Mr. Robert Howe [4] - remembered Mr. Ward coming to his office before he went to England, in order to have an advertisement inserted in the Sydney paper, cautioning persons against giving credit to his wife, as he then called her. On his return he was surprised at Mr. Ward inserting another advertisement, stating the said woman was not his wife: this advertisement was read to the court.

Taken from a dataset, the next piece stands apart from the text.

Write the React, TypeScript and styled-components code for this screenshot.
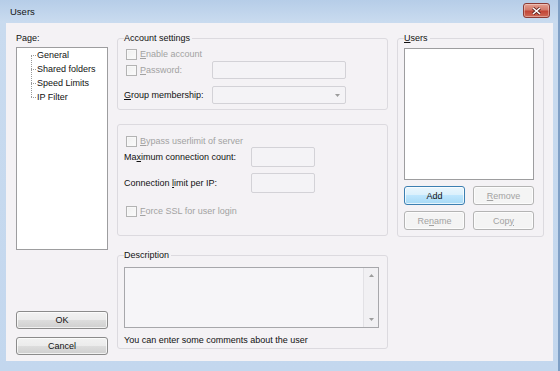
import styled, { createGlobalStyle } from "styled-components";

const GlobalStyle = createGlobalStyle`
  html, body {
    margin: 0;
    padding: 0;
  }
  body {
    font-family: "Liberation Sans", Arial, sans-serif;
    font-size: 9px;
    color: #111;
    background: #c2d7ee;
  }
  * {
    box-sizing: border-box;
  }
`;

const Window = styled.div`
  width: 560px;
  height: 371px;
  display: flex;
  flex-direction: column;
  background: linear-gradient(180deg, #b6cde8 0px, #c9dbef 22px, #c3d7ee 100%);
  border-right: 2px solid #7f9fc5;
`;

const TitleBar = styled.div`
  height: 23px;
  display: flex;
  align-items: center;
  justify-content: space-between;
  padding: 0 8px 0 10px;
`;

const Title = styled.span`
  font-size: 9.5px;
  color: #151515;
  margin-top: -1px;
`;

const CloseButton = styled.div`
  width: 27px;
  height: 15px;
  margin-top: -2px;
  border: 1px solid #8c3b35;
  border-radius: 3px;
  background: linear-gradient(180deg, #e4a091 0%, #d27a6b 45%, #c24536 55%, #cf6a57 100%);
  display: flex;
  align-items: center;
  justify-content: center;
  box-shadow: inset 0 0 0 1px rgba(255, 255, 255, 0.35);
`;

const Client = styled.div`
  flex: 1;
  margin: 0 5px 10px 6px;
  background: #f4f2f5;
  display: flex;
  gap: 9px;
  padding: 9px 9px 6px 10px;
`;

const LeftColumn = styled.div`
  width: 92px;
  display: flex;
  flex-direction: column;
`;

const Label = styled.div<{ $disabled?: boolean }>`
  line-height: 12px;
  white-space: nowrap;
  color: ${(p) => (p.$disabled ? "#a2a2a2" : "#111")};
`;

const Key = styled.span`
  text-decoration: underline;
`;

const Tree = styled.ul`
  list-style: none;
  margin: 3px 0 0;
  padding: 0;
  height: 203px;
  background: #fff;
  border: 1px solid #9d9d9f;
  position: relative;

  &::before {
    content: "";
    position: absolute;
    left: 14px;
    top: 7px;
    height: 42px;
    border-left: 1px dotted #9a9a9a;
  }
`;

const TreeItem = styled.li`
  height: 14px;
  line-height: 14px;
  padding-left: 20px;
  position: relative;

  &::before {
    content: "";
    position: absolute;
    left: 14px;
    top: 7px;
    width: 5px;
    border-top: 1px dotted #9a9a9a;
  }
`;

const BottomButtons = styled.div`
  margin-top: auto;
  display: flex;
  flex-direction: column;
  gap: 8px;
`;

const Button = styled.button<{ $primary?: boolean; $height?: number }>`
  font-family: inherit;
  font-size: 9px;
  height: ${(p) => p.$height ?? 18}px;
  padding: 0;
  border-radius: 3px;
  border: 1px solid ${(p) => (p.$primary ? "#3c7fb1" : "#8b8b8b")};
  color: #111;
  background: ${(p) =>
    p.$primary
      ? "linear-gradient(180deg, #eaf6fd 0%, #d9f0fc 50%, #bee6fd 50%, #a7d9f5 100%)"
      : "linear-gradient(180deg, #f2f2f2 0%, #ebebeb 50%, #dddddd 50%, #cfcfcf 100%)"};
  box-shadow: inset 0 0 0 1px rgba(255, 255, 255, 0.7);

  &:disabled {
    color: #a2a2a2;
    border-color: #b4b4b4;
    background: #f4f4f4;
    box-shadow: inset 0 0 0 1px #fcfcfc;
  }
`;

const MiddleColumn = styled.div`
  width: 271px;
  display: flex;
  flex-direction: column;
`;

const RightColumn = styled.div`
  width: 147px;
  display: flex;
  flex-direction: column;
`;

const Group = styled.fieldset<{ $pad: string; $gap?: number }>`
  margin: ${(p) => p.$gap ?? 0}px 0 0;
  padding: ${(p) => p.$pad};
  min-width: 0;
  border: 1px solid #dcdadf;
  border-radius: 3px;
  display: flex;
  flex-direction: column;
`;

const Legend = styled.legend`
  padding: 0 2px 0 0;
  margin-left: 0;
  line-height: 12px;
  color: #111;
`;

const Row = styled.div<{ $h: number; $mt?: number }>`
  height: ${(p) => p.$h}px;
  margin-top: ${(p) => p.$mt ?? 0}px;
  display: flex;
  align-items: center;
`;

const LabelCell = styled(Label)<{ $w: number }>`
  width: ${(p) => p.$w}px;
  flex-shrink: 0;
`;

const CheckLabel = styled.label`
  display: flex;
  align-items: center;
  gap: 3px;
  margin-left: 2px;
  color: #a2a2a2;
  line-height: 12px;
`;

const CheckBox = styled.span`
  width: 11px;
  height: 11px;
  border: 1px solid #b3b3b3;
  background: linear-gradient(135deg, #efefef, #fbfbfb);
  box-shadow: inset 0 0 0 1px #f8f8f8;
`;

const Input = styled.div<{ $w: number; $h?: number }>`
  width: ${(p) => p.$w}px;
  height: ${(p) => p.$h ?? 18}px;
  border: 1px solid #d3d2d7;
  border-radius: 2px;
  background: #f4f3f6;
  display: flex;
  align-items: center;
  justify-content: flex-end;
  padding-right: 5px;
`;

const DescBox = styled.div`
  height: 61px;
  border: 1px solid #a7a7ab;
  background: #f6f5f8;
  display: flex;
  justify-content: flex-end;
`;

const ScrollBar = styled.div`
  width: 15px;
  border-left: 1px solid #e2e1e5;
  background: #f1f0f3;
  display: flex;
  flex-direction: column;
  justify-content: space-between;
  align-items: center;
  padding: 6px 0 6px;
`;

const Hint = styled(Label)`
  margin-top: 6px;
`;

const ListBox = styled.div`
  height: 132px;
  margin-top: 4px;
  background: #fff;
  border: 1px solid #9d9d9f;
`;

const ButtonGrid = styled.div`
  display: grid;
  grid-template-columns: 61px 61px;
  column-gap: 8px;
  row-gap: 6px;
  margin-top: 6px;
`;

function Arrow({ up }: { up?: boolean }) {
  return (
    <svg width="5" height="3" viewBox="0 0 5 3">
      <path d={up ? "M0 3 L2.5 0 L5 3 Z" : "M0 0 L5 0 L2.5 3 Z"} fill="#9c9c9c" />
    </svg>
  );
}

function Check({ children }: { children: React.ReactNode }) {
  return (
    <CheckLabel>
      <CheckBox />
      <span>{children}</span>
    </CheckLabel>
  );
}

export default function App() {
  return (
    <>
      <GlobalStyle />
      <Window>
        <TitleBar>
          <Title>Users</Title>
          <CloseButton>
            <svg width="9" height="8" viewBox="0 0 9 8">
              <path d="M1 1 L8 7 M8 1 L1 7" stroke="#5a1e1a" strokeWidth="3" />
              <path d="M1 1 L8 7 M8 1 L1 7" stroke="#fff" strokeWidth="1.6" />
            </svg>
          </CloseButton>
        </TitleBar>
        <Client>
          <LeftColumn>
            <Label>Page:</Label>
            <Tree>
              <TreeItem>General</TreeItem>
              <TreeItem>Shared folders</TreeItem>
              <TreeItem>Speed Limits</TreeItem>
              <TreeItem>IP Filter</TreeItem>
            </Tree>
            <BottomButtons>
              <Button>OK</Button>
              <Button>Cancel</Button>
            </BottomButtons>
          </LeftColumn>

          <MiddleColumn>
            <Group $pad="3px 8px 5px 6px">
              <Legend>Account settings</Legend>
              <Row $h={14}>
                <Check>
                  <Key>E</Key>nable account
                </Check>
              </Row>
              <Row $h={18}>
                <LabelCell $w={88}>
                  <Check>
                    <Key>P</Key>assword:
                  </Check>
                </LabelCell>
                <Input $w={134} />
              </Row>
              <Row $h={18} $mt={7}>
                <LabelCell $w={88}>
                  <Key>G</Key>roup membership:
                </LabelCell>
                <Input $w={134}>
                  <Arrow />
                </Input>
              </Row>
            </Group>

            <Group $pad="10px 8px 17px 6px" $gap={14}>
              <Row $h={12}>
                <Check>
                  <Key>B</Key>ypass userlimit of server
                </Check>
              </Row>
              <Row $h={20}>
                <LabelCell $w={127}>
                  Ma<Key>x</Key>imum connection count:
                </LabelCell>
                <Input $w={64} $h={20} />
              </Row>
              <Row $h={20} $mt={6}>
                <LabelCell $w={127}>
                  Connection <Key>l</Key>imit per IP:
                </LabelCell>
                <Input $w={64} $h={20} />
              </Row>
              <Row $h={14} $mt={11}>
                <Check>
                  <Key>F</Key>orce SSL for user login
                </Check>
              </Row>
            </Group>

            <Group $pad="6px 8px 2px 6px" $gap={13}>
              <Legend>Description</Legend>
              <DescBox>
                <ScrollBar>
                  <Arrow up />
                  <Arrow />
                </ScrollBar>
              </DescBox>
              <Hint>You can enter some comments about the user</Hint>
            </Group>
          </MiddleColumn>

          <RightColumn>
            <Group $pad="0 9px 6px 6px">
              <Legend>
                <Key>U</Key>sers
              </Legend>
              <ListBox />
              <ButtonGrid>
                <Button $primary $height={19}>
                  Add
                </Button>
                <Button $height={19} disabled>
                  <Key>R</Key>emove
                </Button>
                <Button $height={19} disabled>
                  Re<Key>n</Key>ame
                </Button>
                <Button $height={19} disabled>
                  Cop<Key>y</Key>
                </Button>
              </ButtonGrid>
            </Group>
          </RightColumn>
        </Client>
      </Window>
    </>
  );
}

Mr. Carter, the Master in Chancery, stated, that Mr. Ward came from England in the ship with him, as did his wife and daughter. On the passage they put into Bahia. A day or two previous to resuming their voyage, Mr. Ward took his daughter on shore, where she remained until the ship was weighing anchor, when Mrs. Ward, in great distress, presented herself before the captain and gentlemen passengers, stating that her husband had left her daughter on board an American vessel, which she pointed out, and begging them to assist her in recovering the girl - they accordingly went in quest of her, and found her on board the American vessel; she expressed unwillingness to leave it; but afterwards consented to return; she acknowledged she had been debauched while on board. The father, this witness observed, evinced extreme apathy, and threw cold water over their proposals of endeavouring to recover the daughter; it was his belief that the father had sold the girl; that he had received compensation for her violation.The evidence for the defendant here closed. A few remarks were made in behalf of the plaintiff.

The Chief Justice, in reviewing the case, took occasion to observe, that it did not appear to him that the character of the girl, generally, was marked by any great irregularities, nor that the defendant had been seduced. On the contrary the fact of seduction on his part was admitted. The character of the father certainly did not appear in the clearest point of view; his conduct at Bahia was highly reprehensible, therefore the injury to his feelings and to his honor, could not be very great; [5] the girl was the principal object, and the expense and disbursements of the father. The infant was living, and certainly was an incumbrance upon the mother, for which some allowance should be made. The defendant was not a poor man; but that was not a reason why an unreasonable sum should be awarded. There could be no doubt that the father had incurred expense on his daughter's account. It was for the court to take all these circumstances into their consideration, and taking a calm retrospection of the case, to give such damages as they conceived the justice of the case required. - Verdict for the plaintiff - £17 with costs. This trial lasted eight hours.



[1] The source of this report is the Australian of 30 December 1824. The case was also reported by the Sydney Gazette on the same day; it spelt the defendant's name "Kearns". The Gazette notes that Garling and Rowe appeared for the plaintiff, and W.C. Wentworth for the defendant.

[2] This was not the first seduction action in New South Wales. For a discussion of Sutton v. Humphreys (1806) and reference to other cases of that period, see B. Kercher, Debt, Seduction and Other Disasters: the Birth of Civil Law in Convict New South Wales, Federation Press, Sydney, 1996, 97-99.

[3] Newcastle, a penal settlement.

[4] Editor of the Sydney Gazette.

[5] The Sydney Gazette, 30 December 1824, p. 3, col. 1 put this as follows: the Chief Justice "reprobating most strongly the inhuman and unnatural behaviour of the plaintiff in the instance given to the Court by Mr. Carter (unparalleled in this Colony)". As is sometimes the case with the Gazette's reports, it is impossible to know how much of this view was that of the Gazette and how much that of Forbes C.J.